Given the importance manufacturers and producers attach to providing warnings and instructions in their IFUs, the dismissal of an IFU as being of “little weight” to considerations of safety and defectiveness will be of interest to manufacturers. It appears that the instructions in Hastings were particularly general and heavily qualified, perhaps owing to the Product still being relatively new (reference is made to the Product not having 10 years of outcome data at the time of implant).
Did the MoM product meet the entitled expectation?
The key issue for Mr Hastings was, however, whether he could establish a causal link between the creation of metal debris from MoM THR products and damage to the body around the site of the prosthesis.
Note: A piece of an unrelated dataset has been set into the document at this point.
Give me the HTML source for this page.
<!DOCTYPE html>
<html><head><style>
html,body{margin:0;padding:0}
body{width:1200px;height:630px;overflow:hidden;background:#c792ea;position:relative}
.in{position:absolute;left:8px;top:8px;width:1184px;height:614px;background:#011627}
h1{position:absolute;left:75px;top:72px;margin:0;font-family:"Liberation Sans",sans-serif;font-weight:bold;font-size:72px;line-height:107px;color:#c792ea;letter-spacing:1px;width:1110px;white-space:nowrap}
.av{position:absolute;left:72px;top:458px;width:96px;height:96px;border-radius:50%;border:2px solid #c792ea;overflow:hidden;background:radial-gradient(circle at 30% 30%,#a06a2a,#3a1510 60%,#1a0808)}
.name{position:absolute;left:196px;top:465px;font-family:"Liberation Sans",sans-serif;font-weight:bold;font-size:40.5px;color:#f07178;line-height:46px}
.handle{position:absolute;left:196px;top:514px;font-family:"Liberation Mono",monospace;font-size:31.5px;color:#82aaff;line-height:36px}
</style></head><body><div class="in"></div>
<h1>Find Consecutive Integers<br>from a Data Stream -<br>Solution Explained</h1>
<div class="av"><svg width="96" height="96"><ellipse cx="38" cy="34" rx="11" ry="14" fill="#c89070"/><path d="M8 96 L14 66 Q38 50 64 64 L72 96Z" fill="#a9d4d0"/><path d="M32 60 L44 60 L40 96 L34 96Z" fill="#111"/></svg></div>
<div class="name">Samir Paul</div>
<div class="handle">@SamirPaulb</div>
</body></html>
While Lord Tyre found that Mr Hastings had established that there may be a link, the evidence suggested this was present in only a minority of cases and in limited circumstances. It could not therefore be said that the reason for the damage around the site of the prosthesis was necessarily related only to MoM THRs. As Lord Tyre was not satisfied that the necessary causal link had been established on the balance of probabilities, Mr Hastings’ claim failed.
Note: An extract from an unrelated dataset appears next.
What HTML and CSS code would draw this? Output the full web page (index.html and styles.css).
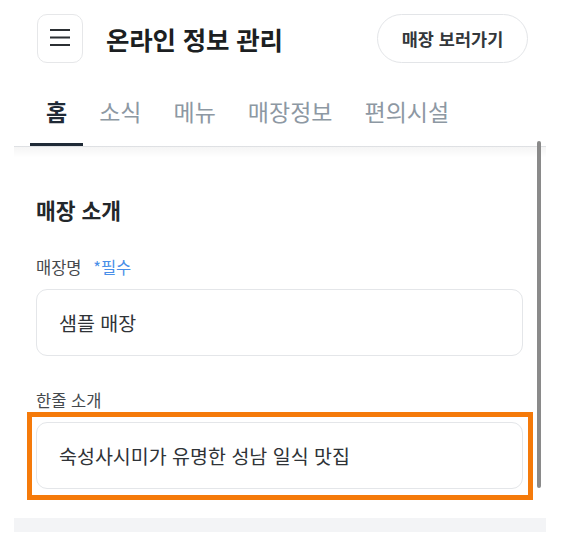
FILE: index.html
```html
<!DOCTYPE html>
<html lang="ko">
<head>
<meta charset="utf-8">
<link rel="stylesheet" href="styles.css">
</head>
<body>
<div class="page">
  <header class="topbar">
    <button class="menu-btn" aria-label="메뉴">
      <svg width="22" height="18" viewBox="0 0 22 18"><path d="M1 2h20M1 9.5h20M1 17h20" stroke="#2b2f33" stroke-width="2" fill="none"/></svg>
    </button>
    <h1 class="title">온라인 정보 관리</h1>
    <button class="view-btn">매장 보러가기</button>
  </header>
  <nav class="tabs">
    <a class="tab active">홈</a>
    <a class="tab">소식</a>
    <a class="tab">메뉴</a>
    <a class="tab">매장정보</a>
    <a class="tab">편의시설</a>
  </nav>
  <main class="content">
    <h2 class="section-title">매장 소개</h2>
    <div class="field">
      <label class="label">매장명 <span class="req">*필수</span></label>
      <div class="input">샘플 매장</div>
    </div>
    <div class="field highlight-wrap">
      <label class="label">한줄 소개</label>
      <div class="input">숙성사시미가 유명한 성남 일식 맛집</div>
      <div class="highlight"></div>
    </div>
  </main>
  <div class="next-section"></div>
  <div class="scrollbar"></div>
</div>
</body>
</html>
```
FILE: styles.css
```css
* { box-sizing: border-box; }
html, body { margin: 0; padding: 0; background: #fff; }
body {
  font-family: "Noto Sans CJK KR", "Noto Sans", sans-serif;
  color: #222;
  width: 562px;
  height: 538px;
  overflow: hidden;
}
.page { position: relative; height: 538px; }
.topbar {
  display: flex;
  align-items: center;
  height: 50px;
  margin-top: 13px;
  padding: 0 34px 0 37px;
}
.menu-btn {
  width: 46px;
  height: 49px;
  border: 1px solid #e6e7e9;
  border-radius: 10px;
  background: #fff;
  display: flex;
  align-items: center;
  justify-content: center;
  padding: 0;
  padding-bottom: 2px;
}
.title {
  margin: 0 0 0 23px;
  font-size: 25.5px;
  font-weight: 700;
  color: #1c1f22;
  flex: 1;
  letter-spacing: -0.2px;
}
.view-btn {
  width: 151px;
  height: 49px;
  border: 1px solid #e3e5e8;
  border-radius: 25px;
  background: #fff;
  font-family: inherit;
  font-size: 17.5px;
  font-weight: 700;
  color: #33373b;
  padding: 0;
}
.tabs {
  position: relative;
  display: flex;
  margin: 0 16px 0 14px;
  padding-left: 16px;
  border-bottom: 1px solid #e8eaed;
}
.tabs::after {
  content: "";
  position: absolute;
  left: 0;
  right: 0;
  top: 100%;
  height: 12px;
  background: linear-gradient(rgba(0,0,0,0.045), rgba(0,0,0,0));
}
.tab {
  padding: 33px 16px 17px;
  line-height: 30px;
  font-size: 23px;
  color: #8d98a3;
  border-bottom: 3px solid transparent;
}
.tab.active {
  color: #1f2a36;
  font-weight: 700;
  border-bottom-color: #1f2a36;
}
.content {
  padding: 0 39px 0 36px;
}
.section-title {
  margin: 49px 0 0;
  font-size: 21.5px;
  line-height: 28px;
  font-weight: 700;
  color: #23272b;
}
.field { margin-top: 32px; }
.field + .field { margin-top: 33px; }
.label {
  display: block;
  font-size: 16.5px;
  line-height: 22px;
  color: #45494d;
}
.req { color: #4a8fe8; margin-left: 7px; }
.input {
  margin-top: 11px;
  height: 67px;
  border: 1px solid #e4e6e9;
  border-radius: 11px;
  padding: 0 22px;
  display: flex;
  align-items: center;
  font-size: 19.5px;
  color: #2f3337;
}
.highlight-wrap { position: relative; }
.highlight {
  position: absolute;
  left: -9px;
  right: -10px;
  top: 23px;
  bottom: -11px;
  border: 5px solid #f57a0a;
}
.next-section {
  margin: 29px 16px 0 14px;
  height: 14px;
  background: #f3f4f6;
}
.scrollbar {
  position: absolute;
  left: 537px;
  top: 128px;
  width: 4px;
  height: 347px;
  background: #8a8a8a;
  border-radius: 2px;
}
```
One of the challenges for Mr Hastings was lack of data regarding MoM products generally, including the one he received. His prosthesis had been implanted in 2009. By around 2012, only three years after his procedure, the consensus among the medical community was that failure rates of MoM THRs were higher than expected and compared unfavourably to other types of total hip replacement. As a result, their usage declined. As the implants were only used for a short period of time, the availability of evidence on their effectiveness was substantially curtailed and was less than the minimum benchmark for the Orthopaedic Data Evaluation Panel (which was ten years of outcome data to enable a view to be reached on the clinical efficacy of a product). In summary, the lack of data available to evidence the safety of MoM products meant the court was unable to reach an objective conclusion that people were entitled to expect the improved outcomes that many of the orthopaedic professionals had hoped, and even believed, MoM products would deliver.
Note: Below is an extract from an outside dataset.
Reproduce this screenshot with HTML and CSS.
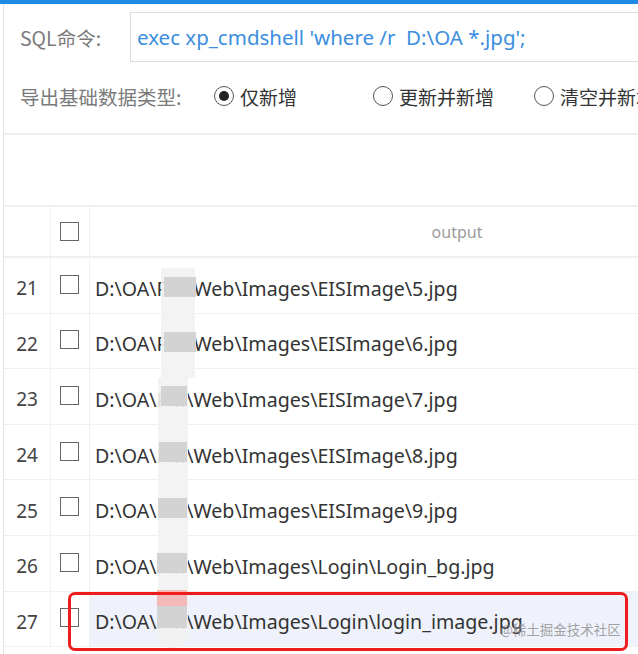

Although Mr Hastings was ultimately unsuccessful, this decision will have implications for the defence of future product liability cases in Scotland. The decision is not a death knell for the various other claims for potentially defective MoM THR products. Lord Tyre specifically commented:
“In holding that the pursuer in the present action has failed to prove that the product supplied to him was defective, I do not exclude the possibility that another pursuer might be able to present evidence in relation to a different product sufficient to establish, on balance of probabilities, that entitled expectation in relation to that product had not been met.”
With regard to product liability claims more generally, manufacturers and their legal counsel are likely to watch with interest for further decisions clarifying the entitled expectation test – its formulation, timing and the role of IFUs - and how it is to be applied north and south of the border.